What needs to be done = Would you transcribe the listing that follows, character for character, and omit its images?

------------

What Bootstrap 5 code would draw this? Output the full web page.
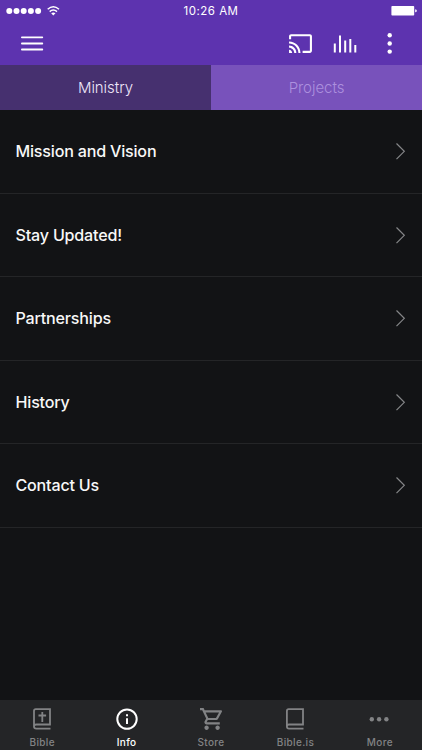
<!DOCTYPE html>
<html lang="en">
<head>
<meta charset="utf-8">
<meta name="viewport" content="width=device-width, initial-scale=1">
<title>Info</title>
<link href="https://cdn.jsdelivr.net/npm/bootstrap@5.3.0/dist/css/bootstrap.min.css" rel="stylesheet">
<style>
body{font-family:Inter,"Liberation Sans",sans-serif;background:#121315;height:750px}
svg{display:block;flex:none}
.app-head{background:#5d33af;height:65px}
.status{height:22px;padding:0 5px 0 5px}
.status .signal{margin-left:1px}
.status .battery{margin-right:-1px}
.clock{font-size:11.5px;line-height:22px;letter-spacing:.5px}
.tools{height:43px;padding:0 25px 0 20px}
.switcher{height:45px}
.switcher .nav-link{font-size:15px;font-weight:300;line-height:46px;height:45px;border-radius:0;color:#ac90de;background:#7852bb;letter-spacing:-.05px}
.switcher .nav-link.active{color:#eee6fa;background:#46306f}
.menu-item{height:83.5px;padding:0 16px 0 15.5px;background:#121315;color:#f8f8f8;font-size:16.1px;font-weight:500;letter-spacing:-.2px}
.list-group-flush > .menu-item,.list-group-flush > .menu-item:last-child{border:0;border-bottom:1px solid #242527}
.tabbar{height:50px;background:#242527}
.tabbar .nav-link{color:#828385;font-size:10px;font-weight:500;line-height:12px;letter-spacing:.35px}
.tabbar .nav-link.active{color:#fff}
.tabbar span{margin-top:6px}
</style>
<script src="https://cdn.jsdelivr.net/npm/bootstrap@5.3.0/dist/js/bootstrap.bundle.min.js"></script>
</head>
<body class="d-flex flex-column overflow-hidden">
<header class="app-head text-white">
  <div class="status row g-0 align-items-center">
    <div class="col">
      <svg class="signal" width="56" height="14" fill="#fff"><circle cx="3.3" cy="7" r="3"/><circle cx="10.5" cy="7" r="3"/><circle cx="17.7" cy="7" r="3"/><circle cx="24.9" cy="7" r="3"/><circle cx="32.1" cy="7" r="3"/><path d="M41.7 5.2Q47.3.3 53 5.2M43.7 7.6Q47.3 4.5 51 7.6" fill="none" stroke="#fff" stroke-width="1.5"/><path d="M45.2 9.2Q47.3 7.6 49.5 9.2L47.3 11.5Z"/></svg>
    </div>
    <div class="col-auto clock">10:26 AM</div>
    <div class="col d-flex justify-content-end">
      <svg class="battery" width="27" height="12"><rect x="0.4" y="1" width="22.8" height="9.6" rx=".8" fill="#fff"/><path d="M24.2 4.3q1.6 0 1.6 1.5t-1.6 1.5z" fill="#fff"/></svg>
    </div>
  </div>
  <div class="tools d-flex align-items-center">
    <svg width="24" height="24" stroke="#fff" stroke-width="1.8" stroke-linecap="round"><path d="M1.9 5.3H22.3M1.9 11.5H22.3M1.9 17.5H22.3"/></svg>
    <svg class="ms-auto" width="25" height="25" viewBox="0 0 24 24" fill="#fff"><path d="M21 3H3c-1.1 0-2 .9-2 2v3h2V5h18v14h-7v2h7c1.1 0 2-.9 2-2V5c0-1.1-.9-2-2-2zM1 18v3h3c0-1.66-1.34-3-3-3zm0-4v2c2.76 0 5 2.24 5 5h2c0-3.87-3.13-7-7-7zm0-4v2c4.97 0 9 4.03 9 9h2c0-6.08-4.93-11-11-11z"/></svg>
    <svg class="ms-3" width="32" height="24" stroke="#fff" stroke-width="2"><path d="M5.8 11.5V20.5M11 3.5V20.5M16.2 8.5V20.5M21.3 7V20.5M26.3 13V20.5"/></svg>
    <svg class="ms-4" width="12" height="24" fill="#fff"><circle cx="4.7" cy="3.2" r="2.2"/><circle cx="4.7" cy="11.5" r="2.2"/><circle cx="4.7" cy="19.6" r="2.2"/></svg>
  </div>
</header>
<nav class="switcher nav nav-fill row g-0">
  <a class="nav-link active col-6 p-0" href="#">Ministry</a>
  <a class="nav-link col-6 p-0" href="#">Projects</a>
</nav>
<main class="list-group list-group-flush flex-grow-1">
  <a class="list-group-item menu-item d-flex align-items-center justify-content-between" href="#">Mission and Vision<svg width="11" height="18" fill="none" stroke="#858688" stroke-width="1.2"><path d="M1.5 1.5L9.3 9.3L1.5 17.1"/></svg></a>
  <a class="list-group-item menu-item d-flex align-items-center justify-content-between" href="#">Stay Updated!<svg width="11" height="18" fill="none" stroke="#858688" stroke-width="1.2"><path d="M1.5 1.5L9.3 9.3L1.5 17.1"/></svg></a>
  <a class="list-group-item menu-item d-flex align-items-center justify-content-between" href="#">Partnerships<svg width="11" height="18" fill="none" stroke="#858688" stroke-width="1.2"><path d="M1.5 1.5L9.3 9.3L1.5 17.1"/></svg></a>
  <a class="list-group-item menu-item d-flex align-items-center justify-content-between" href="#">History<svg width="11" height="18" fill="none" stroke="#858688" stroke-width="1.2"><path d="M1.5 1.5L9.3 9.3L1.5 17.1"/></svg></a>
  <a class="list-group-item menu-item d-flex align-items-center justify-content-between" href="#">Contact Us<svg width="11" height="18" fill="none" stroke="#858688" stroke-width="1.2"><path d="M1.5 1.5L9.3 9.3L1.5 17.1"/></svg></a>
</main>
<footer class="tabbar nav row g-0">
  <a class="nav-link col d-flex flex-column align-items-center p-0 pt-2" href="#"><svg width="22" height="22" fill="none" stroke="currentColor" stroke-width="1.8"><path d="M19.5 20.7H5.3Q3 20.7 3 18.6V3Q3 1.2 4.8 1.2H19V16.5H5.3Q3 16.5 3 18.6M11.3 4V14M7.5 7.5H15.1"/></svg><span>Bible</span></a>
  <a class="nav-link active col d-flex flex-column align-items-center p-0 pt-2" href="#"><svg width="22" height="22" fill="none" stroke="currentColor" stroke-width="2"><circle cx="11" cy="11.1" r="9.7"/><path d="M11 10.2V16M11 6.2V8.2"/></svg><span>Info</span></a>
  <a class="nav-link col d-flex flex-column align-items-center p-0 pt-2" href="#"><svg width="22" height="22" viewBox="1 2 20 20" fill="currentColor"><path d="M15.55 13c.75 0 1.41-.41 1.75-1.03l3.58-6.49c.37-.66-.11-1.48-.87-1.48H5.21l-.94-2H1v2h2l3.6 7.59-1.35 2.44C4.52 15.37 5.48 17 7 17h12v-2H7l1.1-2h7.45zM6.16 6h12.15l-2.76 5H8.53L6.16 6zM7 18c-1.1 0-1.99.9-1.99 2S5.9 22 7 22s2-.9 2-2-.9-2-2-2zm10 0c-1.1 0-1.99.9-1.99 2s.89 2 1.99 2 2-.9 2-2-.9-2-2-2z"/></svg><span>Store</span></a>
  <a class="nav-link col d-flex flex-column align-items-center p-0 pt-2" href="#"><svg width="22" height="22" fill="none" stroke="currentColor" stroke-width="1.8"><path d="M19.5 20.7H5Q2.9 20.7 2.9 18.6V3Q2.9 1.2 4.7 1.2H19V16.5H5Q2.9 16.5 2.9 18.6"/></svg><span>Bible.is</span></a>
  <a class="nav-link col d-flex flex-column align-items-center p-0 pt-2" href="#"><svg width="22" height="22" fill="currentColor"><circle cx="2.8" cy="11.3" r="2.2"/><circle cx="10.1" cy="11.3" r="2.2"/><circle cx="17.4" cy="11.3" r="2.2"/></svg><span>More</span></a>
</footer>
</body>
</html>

------------

Response to the exercise =
What Bootstrap 5 code would draw this? Output the full web page.
<!DOCTYPE html>
<html lang="en">
<head>
<meta charset="utf-8">
<meta name="viewport" content="width=device-width, initial-scale=1">
<title>Info</title>
<link href="https://cdn.jsdelivr.net/npm/bootstrap@5.3.0/dist/css/bootstrap.min.css" rel="stylesheet">
<style>
body{font-family:Inter,"Liberation Sans",sans-serif;background:#121315;height:750px}
svg{display:block;flex:none}
.app-head{background:#5d33af;height:65px}
.status{height:22px;padding:0 5px 0 5px}
.status .signal{margin-left:1px}
.status .battery{margin-right:-1px}
.clock{font-size:11.5px;line-height:22px;letter-spacing:.5px}
.tools{height:43px;padding:0 25px 0 20px}
.switcher{height:45px}
.switcher .nav-link{font-size:15px;font-weight:300;line-height:46px;height:45px;border-radius:0;color:#ac90de;background:#7852bb;letter-spacing:-.05px}
.switcher .nav-link.active{color:#eee6fa;background:#46306f}
.menu-item{height:83.5px;padding:0 16px 0 15.5px;background:#121315;color:#f8f8f8;font-size:16.1px;font-weight:500;letter-spacing:-.2px}
.list-group-flush > .menu-item,.list-group-flush > .menu-item:last-child{border:0;border-bottom:1px solid #242527}
.tabbar{height:50px;background:#242527}
.tabbar .nav-link{color:#828385;font-size:10px;font-weight:500;line-height:12px;letter-spacing:.35px}
.tabbar .nav-link.active{color:#fff}
.tabbar span{margin-top:6px}
</style>
<script src="https://cdn.jsdelivr.net/npm/bootstrap@5.3.0/dist/js/bootstrap.bundle.min.js"></script>
</head>
<body class="d-flex flex-column overflow-hidden">
<header class="app-head text-white">
  <div class="status row g-0 align-items-center">
    <div class="col">
      <svg class="signal" width="56" height="14" fill="#fff"><circle cx="3.3" cy="7" r="3"/><circle cx="10.5" cy="7" r="3"/><circle cx="17.7" cy="7" r="3"/><circle cx="24.9" cy="7" r="3"/><circle cx="32.1" cy="7" r="3"/><path d="M41.7 5.2Q47.3.3 53 5.2M43.7 7.6Q47.3 4.5 51 7.6" fill="none" stroke="#fff" stroke-width="1.5"/><path d="M45.2 9.2Q47.3 7.6 49.5 9.2L47.3 11.5Z"/></svg>
    </div>
    <div class="col-auto clock">10:26 AM</div>
    <div class="col d-flex justify-content-end">
      <svg class="battery" width="27" height="12"><rect x="0.4" y="1" width="22.8" height="9.6" rx=".8" fill="#fff"/><path d="M24.2 4.3q1.6 0 1.6 1.5t-1.6 1.5z" fill="#fff"/></svg>
    </div>
  </div>
  <div class="tools d-flex align-items-center">
    <svg width="24" height="24" stroke="#fff" stroke-width="1.8" stroke-linecap="round"><path d="M1.9 5.3H22.3M1.9 11.5H22.3M1.9 17.5H22.3"/></svg>
    <svg class="ms-auto" width="25" height="25" viewBox="0 0 24 24" fill="#fff"><path d="M21 3H3c-1.1 0-2 .9-2 2v3h2V5h18v14h-7v2h7c1.1 0 2-.9 2-2V5c0-1.1-.9-2-2-2zM1 18v3h3c0-1.66-1.34-3-3-3zm0-4v2c2.76 0 5 2.24 5 5h2c0-3.87-3.13-7-7-7zm0-4v2c4.97 0 9 4.03 9 9h2c0-6.08-4.93-11-11-11z"/></svg>
    <svg class="ms-3" width="32" height="24" stroke="#fff" stroke-width="2"><path d="M5.8 11.5V20.5M11 3.5V20.5M16.2 8.5V20.5M21.3 7V20.5M26.3 13V20.5"/></svg>
    <svg class="ms-4" width="12" height="24" fill="#fff"><circle cx="4.7" cy="3.2" r="2.2"/><circle cx="4.7" cy="11.5" r="2.2"/><circle cx="4.7" cy="19.6" r="2.2"/></svg>
  </div>
</header>
<nav class="switcher nav nav-fill row g-0">
  <a class="nav-link active col-6 p-0" href="#">Ministry</a>
  <a class="nav-link col-6 p-0" href="#">Projects</a>
</nav>
<main class="list-group list-group-flush flex-grow-1">
  <a class="list-group-item menu-item d-flex align-items-center justify-content-between" href="#">Mission and Vision<svg width="11" height="18" fill="none" stroke="#858688" stroke-width="1.2"><path d="M1.5 1.5L9.3 9.3L1.5 17.1"/></svg></a>
  <a class="list-group-item menu-item d-flex align-items-center justify-content-between" href="#">Stay Updated!<svg width="11" height="18" fill="none" stroke="#858688" stroke-width="1.2"><path d="M1.5 1.5L9.3 9.3L1.5 17.1"/></svg></a>
  <a class="list-group-item menu-item d-flex align-items-center justify-content-between" href="#">Partnerships<svg width="11" height="18" fill="none" stroke="#858688" stroke-width="1.2"><path d="M1.5 1.5L9.3 9.3L1.5 17.1"/></svg></a>
  <a class="list-group-item menu-item d-flex align-items-center justify-content-between" href="#">History<svg width="11" height="18" fill="none" stroke="#858688" stroke-width="1.2"><path d="M1.5 1.5L9.3 9.3L1.5 17.1"/></svg></a>
  <a class="list-group-item menu-item d-flex align-items-center justify-content-between" href="#">Contact Us<svg width="11" height="18" fill="none" stroke="#858688" stroke-width="1.2"><path d="M1.5 1.5L9.3 9.3L1.5 17.1"/></svg></a>
</main>
<footer class="tabbar nav row g-0">
  <a class="nav-link col d-flex flex-column align-items-center p-0 pt-2" href="#"><svg width="22" height="22" fill="none" stroke="currentColor" stroke-width="1.8"><path d="M19.5 20.7H5.3Q3 20.7 3 18.6V3Q3 1.2 4.8 1.2H19V16.5H5.3Q3 16.5 3 18.6M11.3 4V14M7.5 7.5H15.1"/></svg><span>Bible</span></a>
  <a class="nav-link active col d-flex flex-column align-items-center p-0 pt-2" href="#"><svg width="22" height="22" fill="none" stroke="currentColor" stroke-width="2"><circle cx="11" cy="11.1" r="9.7"/><path d="M11 10.2V16M11 6.2V8.2"/></svg><span>Info</span></a>
  <a class="nav-link col d-flex flex-column align-items-center p-0 pt-2" href="#"><svg width="22" height="22" viewBox="1 2 20 20" fill="currentColor"><path d="M15.55 13c.75 0 1.41-.41 1.75-1.03l3.58-6.49c.37-.66-.11-1.48-.87-1.48H5.21l-.94-2H1v2h2l3.6 7.59-1.35 2.44C4.52 15.37 5.48 17 7 17h12v-2H7l1.1-2h7.45zM6.16 6h12.15l-2.76 5H8.53L6.16 6zM7 18c-1.1 0-1.99.9-1.99 2S5.9 22 7 22s2-.9 2-2-.9-2-2-2zm10 0c-1.1 0-1.99.9-1.99 2s.89 2 1.99 2 2-.9 2-2-.9-2-2-2z"/></svg><span>Store</span></a>
  <a class="nav-link col d-flex flex-column align-items-center p-0 pt-2" href="#"><svg width="22" height="22" fill="none" stroke="currentColor" stroke-width="1.8"><path d="M19.5 20.7H5Q2.9 20.7 2.9 18.6V3Q2.9 1.2 4.7 1.2H19V16.5H5Q2.9 16.5 2.9 18.6"/></svg><span>Bible.is</span></a>
  <a class="nav-link col d-flex flex-column align-items-center p-0 pt-2" href="#"><svg width="22" height="22" fill="currentColor"><circle cx="2.8" cy="11.3" r="2.2"/><circle cx="10.1" cy="11.3" r="2.2"/><circle cx="17.4" cy="11.3" r="2.2"/></svg><span>More</span></a>
</footer>
</body>
</html>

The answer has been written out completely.